# YOUR OBJECTIVE
Drop every picture, then transcribe the remaining data exactly.
— start SUPPLIED MATERIAL —
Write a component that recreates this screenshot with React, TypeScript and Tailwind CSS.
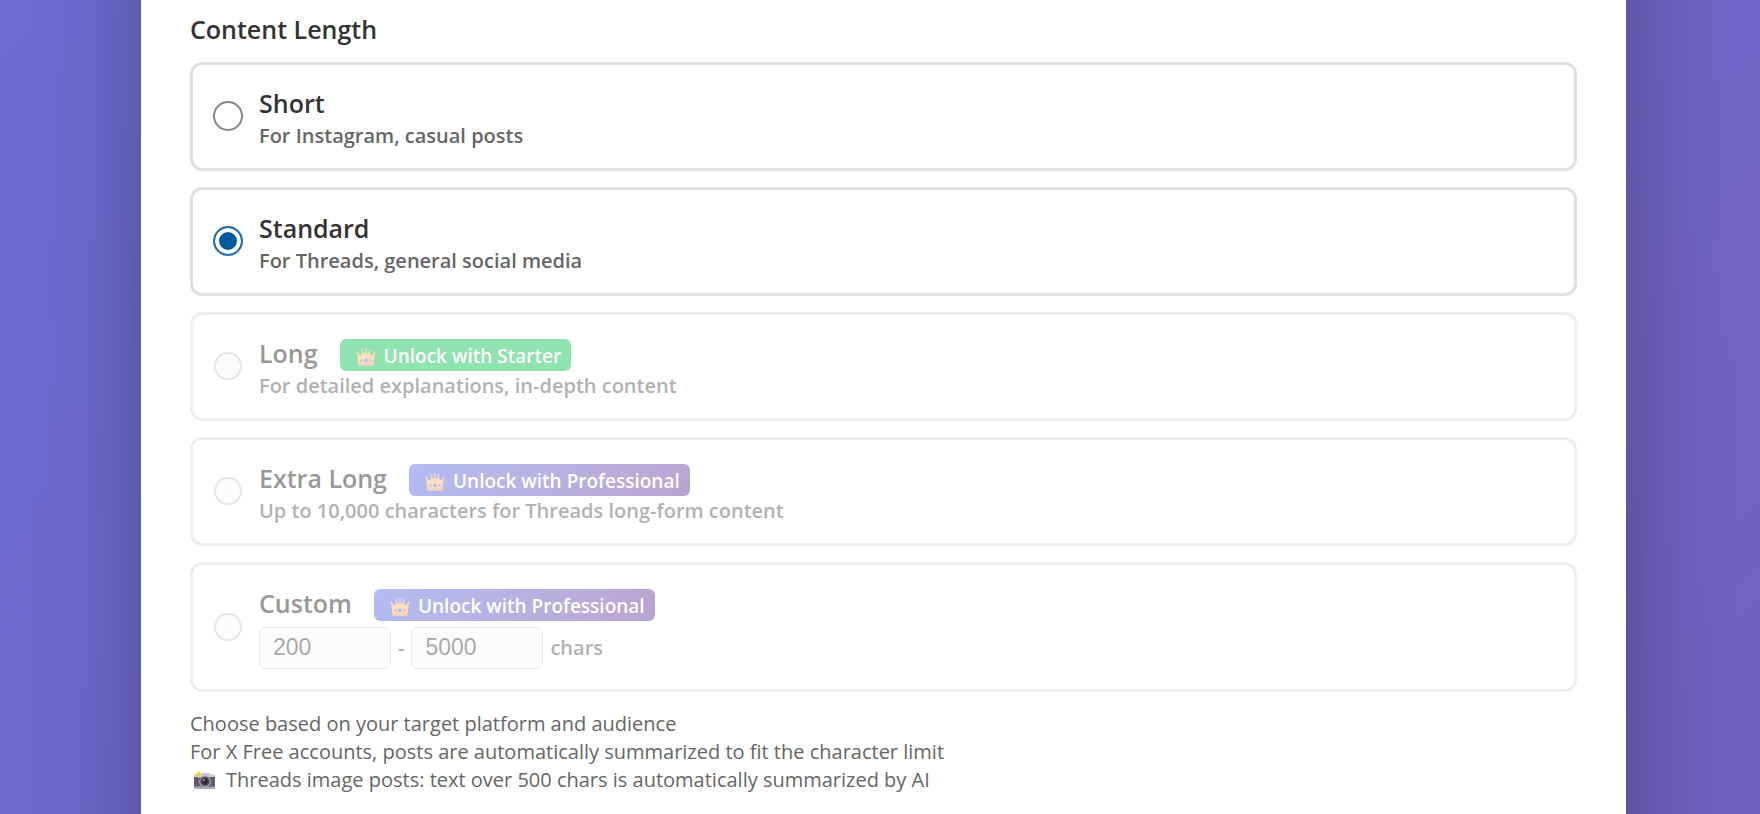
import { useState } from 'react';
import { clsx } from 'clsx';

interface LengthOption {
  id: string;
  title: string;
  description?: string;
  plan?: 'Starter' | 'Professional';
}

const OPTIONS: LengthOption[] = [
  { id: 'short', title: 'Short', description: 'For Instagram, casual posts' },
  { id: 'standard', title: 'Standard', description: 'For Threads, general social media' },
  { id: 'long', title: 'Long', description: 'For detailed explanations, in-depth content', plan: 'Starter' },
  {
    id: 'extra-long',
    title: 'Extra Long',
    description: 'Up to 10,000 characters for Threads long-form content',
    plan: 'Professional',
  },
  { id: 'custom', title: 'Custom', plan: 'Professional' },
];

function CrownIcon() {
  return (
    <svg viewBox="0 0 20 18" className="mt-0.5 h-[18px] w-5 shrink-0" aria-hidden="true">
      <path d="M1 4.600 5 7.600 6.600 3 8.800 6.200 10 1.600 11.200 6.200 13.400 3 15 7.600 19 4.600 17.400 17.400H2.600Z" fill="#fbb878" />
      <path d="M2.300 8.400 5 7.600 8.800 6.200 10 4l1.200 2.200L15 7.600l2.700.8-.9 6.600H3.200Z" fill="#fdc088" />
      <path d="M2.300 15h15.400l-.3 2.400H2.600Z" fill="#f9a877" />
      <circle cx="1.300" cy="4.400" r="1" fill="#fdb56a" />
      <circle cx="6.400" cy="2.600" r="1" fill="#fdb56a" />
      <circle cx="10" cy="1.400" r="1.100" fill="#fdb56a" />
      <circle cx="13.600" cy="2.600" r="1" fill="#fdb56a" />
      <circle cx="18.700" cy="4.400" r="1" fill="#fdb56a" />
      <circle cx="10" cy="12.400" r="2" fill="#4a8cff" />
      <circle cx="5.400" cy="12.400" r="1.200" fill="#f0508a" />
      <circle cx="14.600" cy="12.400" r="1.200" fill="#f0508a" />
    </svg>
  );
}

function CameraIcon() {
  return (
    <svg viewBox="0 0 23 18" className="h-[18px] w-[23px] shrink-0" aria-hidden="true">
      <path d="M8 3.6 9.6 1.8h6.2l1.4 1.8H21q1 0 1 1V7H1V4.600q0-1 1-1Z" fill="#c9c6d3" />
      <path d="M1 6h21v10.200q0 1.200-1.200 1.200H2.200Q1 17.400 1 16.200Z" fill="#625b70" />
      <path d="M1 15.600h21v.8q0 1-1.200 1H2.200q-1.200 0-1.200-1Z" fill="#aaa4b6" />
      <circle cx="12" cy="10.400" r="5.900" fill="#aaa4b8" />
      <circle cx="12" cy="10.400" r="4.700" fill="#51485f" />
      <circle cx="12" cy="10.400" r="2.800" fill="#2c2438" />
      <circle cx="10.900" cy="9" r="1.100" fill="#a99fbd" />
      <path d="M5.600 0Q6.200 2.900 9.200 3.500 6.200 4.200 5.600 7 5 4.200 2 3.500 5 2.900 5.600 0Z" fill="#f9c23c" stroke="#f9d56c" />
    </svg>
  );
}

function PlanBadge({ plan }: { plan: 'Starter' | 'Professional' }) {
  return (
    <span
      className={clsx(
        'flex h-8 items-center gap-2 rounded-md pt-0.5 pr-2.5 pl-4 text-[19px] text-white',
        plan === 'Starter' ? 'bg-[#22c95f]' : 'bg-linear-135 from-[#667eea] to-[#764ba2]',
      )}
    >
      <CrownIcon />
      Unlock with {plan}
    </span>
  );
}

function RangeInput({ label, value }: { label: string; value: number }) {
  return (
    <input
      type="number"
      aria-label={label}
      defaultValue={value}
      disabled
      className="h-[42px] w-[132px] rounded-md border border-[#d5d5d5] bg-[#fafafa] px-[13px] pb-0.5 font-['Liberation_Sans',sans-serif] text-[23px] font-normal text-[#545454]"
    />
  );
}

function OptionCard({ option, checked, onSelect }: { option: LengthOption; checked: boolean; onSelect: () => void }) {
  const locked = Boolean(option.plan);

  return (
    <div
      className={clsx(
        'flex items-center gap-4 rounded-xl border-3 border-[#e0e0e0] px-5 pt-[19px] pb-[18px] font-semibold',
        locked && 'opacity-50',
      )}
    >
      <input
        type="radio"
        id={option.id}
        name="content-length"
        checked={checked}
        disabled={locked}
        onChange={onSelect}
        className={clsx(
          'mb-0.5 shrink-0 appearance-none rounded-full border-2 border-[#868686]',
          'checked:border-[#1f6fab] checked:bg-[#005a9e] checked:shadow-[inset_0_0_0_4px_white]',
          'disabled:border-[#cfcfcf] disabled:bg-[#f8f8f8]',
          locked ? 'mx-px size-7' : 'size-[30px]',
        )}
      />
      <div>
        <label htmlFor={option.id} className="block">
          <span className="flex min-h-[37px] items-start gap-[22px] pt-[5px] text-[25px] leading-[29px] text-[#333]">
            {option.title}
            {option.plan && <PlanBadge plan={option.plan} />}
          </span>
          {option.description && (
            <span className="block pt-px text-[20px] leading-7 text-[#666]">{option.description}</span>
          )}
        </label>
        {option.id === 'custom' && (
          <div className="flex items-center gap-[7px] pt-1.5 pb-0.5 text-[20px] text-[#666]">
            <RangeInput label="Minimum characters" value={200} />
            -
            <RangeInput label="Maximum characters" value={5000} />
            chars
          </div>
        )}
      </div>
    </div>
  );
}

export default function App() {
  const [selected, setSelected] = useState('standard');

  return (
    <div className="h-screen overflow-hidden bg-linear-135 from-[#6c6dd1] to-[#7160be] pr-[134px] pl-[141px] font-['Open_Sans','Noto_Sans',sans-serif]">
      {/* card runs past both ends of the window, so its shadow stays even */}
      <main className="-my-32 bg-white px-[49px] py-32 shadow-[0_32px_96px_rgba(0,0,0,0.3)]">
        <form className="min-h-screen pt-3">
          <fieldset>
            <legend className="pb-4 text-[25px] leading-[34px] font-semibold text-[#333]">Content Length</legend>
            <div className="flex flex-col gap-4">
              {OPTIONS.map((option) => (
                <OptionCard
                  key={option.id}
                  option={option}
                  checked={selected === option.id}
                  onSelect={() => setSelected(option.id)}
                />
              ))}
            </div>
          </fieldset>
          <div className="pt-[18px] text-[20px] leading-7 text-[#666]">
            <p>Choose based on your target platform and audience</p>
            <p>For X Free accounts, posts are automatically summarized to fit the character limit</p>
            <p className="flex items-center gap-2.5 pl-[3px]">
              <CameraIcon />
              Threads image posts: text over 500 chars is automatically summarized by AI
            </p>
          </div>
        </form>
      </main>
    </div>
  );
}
— end SUPPLIED MATERIAL —
# RESULT OF THE TASK
Write a component that recreates this screenshot with React, TypeScript and Tailwind CSS.
import { useState } from 'react';
import { clsx } from 'clsx';

interface LengthOption {
  id: string;
  title: string;
  description?: string;
  plan?: 'Starter' | 'Professional';
}

const OPTIONS: LengthOption[] = [
  { id: 'short', title: 'Short', description: 'For Instagram, casual posts' },
  { id: 'standard', title: 'Standard', description: 'For Threads, general social media' },
  { id: 'long', title: 'Long', description: 'For detailed explanations, in-depth content', plan: 'Starter' },
  {
    id: 'extra-long',
    title: 'Extra Long',
    description: 'Up to 10,000 characters for Threads long-form content',
    plan: 'Professional',
  },
  { id: 'custom', title: 'Custom', plan: 'Professional' },
];

function CrownIcon() {
  return (
    <svg viewBox="0 0 20 18" className="mt-0.5 h-[18px] w-5 shrink-0" aria-hidden="true">
      <path d="M1 4.600 5 7.600 6.600 3 8.800 6.200 10 1.600 11.200 6.200 13.400 3 15 7.600 19 4.600 17.400 17.400H2.600Z" fill="#fbb878" />
      <path d="M2.300 8.400 5 7.600 8.800 6.200 10 4l1.200 2.200L15 7.600l2.700.8-.9 6.600H3.200Z" fill="#fdc088" />
      <path d="M2.300 15h15.400l-.3 2.400H2.600Z" fill="#f9a877" />
      <circle cx="1.300" cy="4.400" r="1" fill="#fdb56a" />
      <circle cx="6.400" cy="2.600" r="1" fill="#fdb56a" />
      <circle cx="10" cy="1.400" r="1.100" fill="#fdb56a" />
      <circle cx="13.600" cy="2.600" r="1" fill="#fdb56a" />
      <circle cx="18.700" cy="4.400" r="1" fill="#fdb56a" />
      <circle cx="10" cy="12.400" r="2" fill="#4a8cff" />
      <circle cx="5.400" cy="12.400" r="1.200" fill="#f0508a" />
      <circle cx="14.600" cy="12.400" r="1.200" fill="#f0508a" />
    </svg>
  );
}

function CameraIcon() {
  return (
    <svg viewBox="0 0 23 18" className="h-[18px] w-[23px] shrink-0" aria-hidden="true">
      <path d="M8 3.6 9.6 1.8h6.2l1.4 1.8H21q1 0 1 1V7H1V4.600q0-1 1-1Z" fill="#c9c6d3" />
      <path d="M1 6h21v10.200q0 1.200-1.200 1.200H2.200Q1 17.400 1 16.200Z" fill="#625b70" />
      <path d="M1 15.600h21v.8q0 1-1.200 1H2.200q-1.200 0-1.200-1Z" fill="#aaa4b6" />
      <circle cx="12" cy="10.400" r="5.900" fill="#aaa4b8" />
      <circle cx="12" cy="10.400" r="4.700" fill="#51485f" />
      <circle cx="12" cy="10.400" r="2.800" fill="#2c2438" />
      <circle cx="10.900" cy="9" r="1.100" fill="#a99fbd" />
      <path d="M5.600 0Q6.200 2.900 9.200 3.500 6.200 4.200 5.600 7 5 4.200 2 3.500 5 2.900 5.600 0Z" fill="#f9c23c" stroke="#f9d56c" />
    </svg>
  );
}

function PlanBadge({ plan }: { plan: 'Starter' | 'Professional' }) {
  return (
    <span
      className={clsx(
        'flex h-8 items-center gap-2 rounded-md pt-0.5 pr-2.5 pl-4 text-[19px] text-white',
        plan === 'Starter' ? 'bg-[#22c95f]' : 'bg-linear-135 from-[#667eea] to-[#764ba2]',
      )}
    >
      <CrownIcon />
      Unlock with {plan}
    </span>
  );
}

function RangeInput({ label, value }: { label: string; value: number }) {
  return (
    <input
      type="number"
      aria-label={label}
      defaultValue={value}
      disabled
      className="h-[42px] w-[132px] rounded-md border border-[#d5d5d5] bg-[#fafafa] px-[13px] pb-0.5 font-['Liberation_Sans',sans-serif] text-[23px] font-normal text-[#545454]"
    />
  );
}

function OptionCard({ option, checked, onSelect }: { option: LengthOption; checked: boolean; onSelect: () => void }) {
  const locked = Boolean(option.plan);

  return (
    <div
      className={clsx(
        'flex items-center gap-4 rounded-xl border-3 border-[#e0e0e0] px-5 pt-[19px] pb-[18px] font-semibold',
        locked && 'opacity-50',
      )}
    >
      <input
        type="radio"
        id={option.id}
        name="content-length"
        checked={checked}
        disabled={locked}
        onChange={onSelect}
        className={clsx(
          'mb-0.5 shrink-0 appearance-none rounded-full border-2 border-[#868686]',
          'checked:border-[#1f6fab] checked:bg-[#005a9e] checked:shadow-[inset_0_0_0_4px_white]',
          'disabled:border-[#cfcfcf] disabled:bg-[#f8f8f8]',
          locked ? 'mx-px size-7' : 'size-[30px]',
        )}
      />
      <div>
        <label htmlFor={option.id} className="block">
          <span className="flex min-h-[37px] items-start gap-[22px] pt-[5px] text-[25px] leading-[29px] text-[#333]">
            {option.title}
            {option.plan && <PlanBadge plan={option.plan} />}
          </span>
          {option.description && (
            <span className="block pt-px text-[20px] leading-7 text-[#666]">{option.description}</span>
          )}
        </label>
        {option.id === 'custom' && (
          <div className="flex items-center gap-[7px] pt-1.5 pb-0.5 text-[20px] text-[#666]">
            <RangeInput label="Minimum characters" value={200} />
            -
            <RangeInput label="Maximum characters" value={5000} />
            chars
          </div>
        )}
      </div>
    </div>
  );
}

export default function App() {
  const [selected, setSelected] = useState('standard');

  return (
    <div className="h-screen overflow-hidden bg-linear-135 from-[#6c6dd1] to-[#7160be] pr-[134px] pl-[141px] font-['Open_Sans','Noto_Sans',sans-serif]">
      {/* card runs past both ends of the window, so its shadow stays even */}
      <main className="-my-32 bg-white px-[49px] py-32 shadow-[0_32px_96px_rgba(0,0,0,0.3)]">
        <form className="min-h-screen pt-3">
          <fieldset>
            <legend className="pb-4 text-[25px] leading-[34px] font-semibold text-[#333]">Content Length</legend>
            <div className="flex flex-col gap-4">
              {OPTIONS.map((option) => (
                <OptionCard
                  key={option.id}
                  option={option}
                  checked={selected === option.id}
                  onSelect={() => setSelected(option.id)}
                />
              ))}
            </div>
          </fieldset>
          <div className="pt-[18px] text-[20px] leading-7 text-[#666]">
            <p>Choose based on your target platform and audience</p>
            <p>For X Free accounts, posts are automatically summarized to fit the character limit</p>
            <p className="flex items-center gap-2.5 pl-[3px]">
              <CameraIcon />
              Threads image posts: text over 500 chars is automatically summarized by AI
            </p>
          </div>
        </form>
      </main>
    </div>
  );
}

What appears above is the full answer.